Also, “A Sermon on the Gospel of Luke 18 on the hypocrite and publican.”
Wittenberg. Text. Luke 18:9-14. And he spake also this parable unto certain who trusted in themselves that they were righteous, and set all others at nought: Two men went up into the temple to pray; the one a Pharisee, and the other a publican. The Pharisee stood and prayed thus with himself, God, I thank thee, that I am not as the rest of men, extortioners, unjust, adulterers, or even as this publican. I fast twice in the week; I give tithes of all that I get. But the publican, standing afar off, would not lift up so much as his eyes unto heaven, but smote his breast, saying, God, be thou merciful to me a sinner. I say unto you, This man went down to his house justified rather than the other: for every one that exalteth himself shall be humbled; but he that humbleth himself shall be exalted.
A PICTURE AND AN EXAMPLE OF A TRUE SAINT AND A REAL HYPOCRITE.
Why Luke in general writes as though righteousness came through works. 1.
I. THIS PICTURE AND EXAMPLE IN GENERAL.
1. The main thought to be considered in this picture and example. 2-3.
2. How this picture and example teach the nature of the judgment of men. 4.
II. THIS PICTURE AND EXAMPLE IN PARTICULAR.
A. The picture and example of the truly pious, in the person of the publican, where we find: 1. That the publican believed the Word of God, and thus became pious. 5f. The beginning of faith is not to be sought in us, but in God’s Word.
2. That the publican proved his faith by his good fruits. 7f. Concerning faith and good works: a. Where faith is good works surely follow. 8-11. b. The difference between faith and good works in regard to salvation. 9-10. c. Why the Holy Spirit insists so much on good works in his Word. d. How people in the doctrine of faith and works go to extremes on both sides, and how we should keep the golden mean. e. To what purpose should good works serve. 13-14.
3. That the publican is justified in a twofold way. 15.
Where the natural man judges a sinner according to his sin, he blunders very greatly. 16.
B. The picture and example of the hypocrite, in the person of the Pharisee, where we find: 1. That the Pharisee blasphemes and sins against God. 17-20.
2. That he sins against the love of his neighbor.
3. That he annuls all commandments. 21-22.
C. The comparison of the truly pious and the hypocrite. How the civil authorities should proceed in their offices to punish. 25.
SUMMARY OF THIS GOSPEL:
1. Luke the evangelist explains to us this parable in his introduction, when he says: “And he spake also this parable unto certain who trusted in themselves that they were righteous and set all others at nought.”

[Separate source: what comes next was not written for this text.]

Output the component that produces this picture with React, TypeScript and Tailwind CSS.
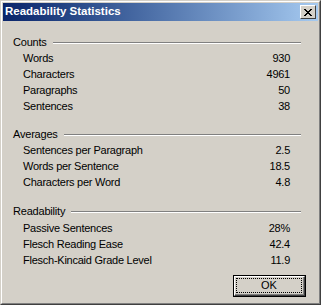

2. In the Pharisees you see an example of those who have no faith, and yet because of their works they esteem themselves the most holy.
3. The Publican is justified without any merit on his part, alone through faith, by which he appropriates righteousness from God alone, and doubts not the goodness of our loving, gracious Father.
4. Therefore this parable shows that we are justified through faith alone without any work and merit whatever on our part.
1. Here again we have a picture and an example of the divine judgment on saints and good people. Two extraordinary persons are presented to us in this Gospel; one thoroughly good and truly pious; and one hypocritically pious. But before we take up the example and consider the terrible sentence, we must first notice that Luke here makes the impression as though righteousness came by works. For Luke is most accustomed to do this, as when we at present preach that faith alone saves, he observes that people are led to desire only to believe, and to neglect the power and fruit of faith. This John also does in his Epistle and James, where they show that faith cannot exist without works.
Thus Luke, in the beginning of his introduction, would speak as follows: I see indeed that many have preached how faith alone saves, by which they have brought the people to strive for a fictitious faith; hence I must also speak of works by which they can be assured of their faith, and prove it to the people by their acts. Consequently it sounds as though Luke everywhere taught that righteousness came by works; as you have recently heard: Forgive, and ye shall be forgiven; and, make unto yourselves friends of the mammon of unrighteousness. And here it appears as though the publican had obtained his goodness by praying and smiting his breast. So this Gospel appears as though we should become good or pious by our works.
2. Now you have heard that a man, before he can do anything good, must by all means first be good. For the truth must always stand: “A good tree cannot bring forth evil fruit;” and again, “An evil tree cannot bring forth good fruit.” Thus a man must first be good, before he can do good. So he also firmly concludes that the publican smote his breast, which proves the conclusion, that he had been good.
3. This has taken place and has been written to the end that we should open our eyes and not judge the people according to their outward appearance. To do this in this instance it is necessary to examine the hearts of both, and not judge according to mere external works. For when the heart is good, the whole man is good. For if I judged the publican according to his works, my judgment would soon be false. For nothing appears in him but sin. Again, if I judge the hypocrite or Pharisee according to his works, I will also miss the mark. For he stands at the holy place, makes the best prayer imaginable, for he praises and thanks God with grand works, he fasts, gives the tenth of all his goods, harms no one; in short, everything, both outwardly and inwardly, appears well with him.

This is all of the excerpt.